In an article published by NBC News on Saturday, it is said that the United States’ harassment against an Iranian passenger plane on Thursday offered a grim echo of a shootdown by American forces over 30 years ago.
“To some, the incident recalled July 3, 1988, downing of Iran Air flight 655 by the U.S. Navy, which remains one of the moments the Iranian government points to in its decades-long distrust of America,” NBC News said.
“It was a near miss,” Habib Abdolhossein, an Iranian doctoral student, told NBC News by telephone. “But there is no guarantee the passengers will be lucky next time and not share the fate of those aboard Flight 655,” he said.
Pointing out that the flight was downed “towards the end of the Iran-Iraq War — when the Reagan administration supported the Iraqi dictator Saddam Hussein who invaded Iran in 1980,” Arshin Adib-Moghaddam, a professor of global thought and comparative philosophies at SOAS University of London, told NBC News by email that it “continues to be a national trauma for many Iranians, and it is commemorated as such every year.”
In the years since, state television in the Western Asian country has aired live footage on the anniversary of mourners wailing from boats at the spot the plane went down, tossing flowers into the warm waters of the Persian Gulf.

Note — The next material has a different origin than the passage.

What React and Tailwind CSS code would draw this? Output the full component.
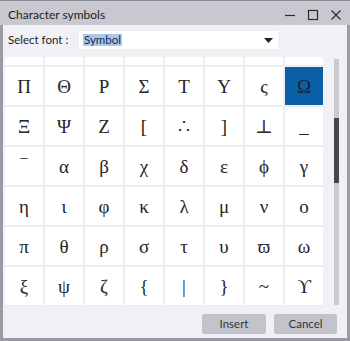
import React from 'react';

const ROWS = [
  ['', '', '', '', '', '', '', ''],
  ['Π', 'Θ', 'Ρ', 'Σ', 'Τ', 'Υ', 'ς', 'Ω'],
  ['Ξ', 'Ψ', 'Ζ', '[', '∴', ']', '⊥', '_'],
  ['‾', 'α', 'β', 'χ', 'δ', 'ε', 'ϕ', 'γ'],
  ['η', 'ι', 'φ', 'κ', 'λ', 'μ', 'ν', 'ο'],
  ['π', 'θ', 'ρ', 'σ', 'τ', 'υ', 'ϖ', 'ω'],
  ['ξ', 'ψ', 'ζ', '{', '|', '}', '~', 'ϒ'],
];

const uiFont = { fontFamily: 'Lato, "Noto Sans", sans-serif' };
const symFont = { fontFamily: '"Liberation Serif", "DejaVu Serif", serif' };

const TitleButtons = () => (
  <div className="flex items-center gap-[11px] pr-[5px]">
    {/* minimize */}
    <svg width="12" height="12" viewBox="0 0 12 12">
      <path d="M1 6.5h10" stroke="#2b2b2b" strokeWidth="1.2" />
    </svg>
    {/* maximize */}
    <svg width="12" height="12" viewBox="0 0 12 12">
      <rect x="1.5" y="1.5" width="9" height="9" fill="none" stroke="#2b2b2b" strokeWidth="1.2" />
    </svg>
    {/* close */}
    <svg width="12" height="12" viewBox="0 0 12 12">
      <path d="M1.5 1.5l9 9M10.5 1.5l-9 9" stroke="#2b2b2b" strokeWidth="1.2" />
    </svg>
  </div>
);

export default function App() {
  return (
    <div
      className="w-[350px] h-[341px] flex flex-col bg-[#9a9aa2] border-t border-[#8a8a92] px-[3px] pb-[3px]"
      style={uiFont}
    >
      {/* Title bar */}
      <div className="h-[24px] -mx-[3px] pl-[8px] pr-[3px] pt-[3px] flex items-center justify-between bg-[#c8c8d0] shrink-0">
        <span className="text-[12px] text-[#222]">Character symbols</span>
        <TitleButtons />
      </div>

      {/* Body */}
      <div className="flex-1 flex flex-col bg-[#f0f0f5] min-h-0">
        {/* Font row */}
        <div className="h-[30px] flex items-center pl-[5px]">
          <span className="w-[71px] text-[11.5px] text-[#222]">Select font :</span>
          <div className="w-[199px] h-[18px] bg-white flex items-center justify-between pl-[4px] pr-[5px]">
            <span className="bg-[#a8c8ee] text-[#1a2a4a] text-[11.5px] leading-[12px] px-[1px]">Symbol</span>
            <svg width="9" height="5" viewBox="0 0 9 5">
              <path d="M0 0h9L4.5 5z" fill="#222" />
            </svg>
          </div>
        </div>

        {/* Grid + scrollbar */}
        <div className="flex pl-[2px] pt-[2px]">
          <div className="w-[318px] h-[250px] overflow-hidden bg-[#eceef4]">
            <div className="-mt-[30px] flex flex-col gap-[2px]">
              {ROWS.map((row, r) => (
                <div key={r} className="flex gap-[2px]">
                  {row.map((ch, c) => {
                    const selected = r === 1 && c === 7;
                    return (
                      <div
                        key={c}
                        className={`w-[38px] h-[38px] flex items-center justify-center text-[19px] leading-none ${
                          selected ? 'bg-[#0b5fa6] text-[#1b2230]' : 'bg-white text-[#262626]'
                        } ${ch === '|' ? 'text-[#5a4f9a]' : ''}`}
                        style={symFont}
                      >
                        {ch}
                      </div>
                    );
                  })}
                </div>
              ))}
            </div>
          </div>
          <div className="ml-[11px] mt-[2px] w-[5px] h-[246px] bg-[#c9c9cf] flex flex-col">
            <div className="h-[59px]" />
            <div className="h-[65px] bg-[#46464c]" />
          </div>
        </div>

        {/* Footer */}
        <div className="flex-1 flex items-center justify-end gap-[8px] pr-[10px] pt-[2px]">
          <button className="w-[64px] h-[20px] bg-[#c3c3cb] rounded-[2px] text-[11.5px] text-[#333]">Insert</button>
          <button className="w-[63px] h-[20px] bg-[#c3c3cb] rounded-[2px] text-[11.5px] text-[#333]">Cancel</button>
        </div>
      </div>
    </div>
  );
}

“I think it’s pretty clear that the Iranians believe that the United States does not care for the lives of innocent people,” Seyed Mohammad Marandi, a professor at the University of Tehran, told NBC News via text message, pointing to recent U.S. sanctions against Iran.
The “threatening of a civilian airliner” would only increase the hostility of Iranians toward the U.S., similar to the anger felt in 1988, he said.
“Even in this recent incident they try to blame it on us,” he added. “That leads to the depth of this anger.”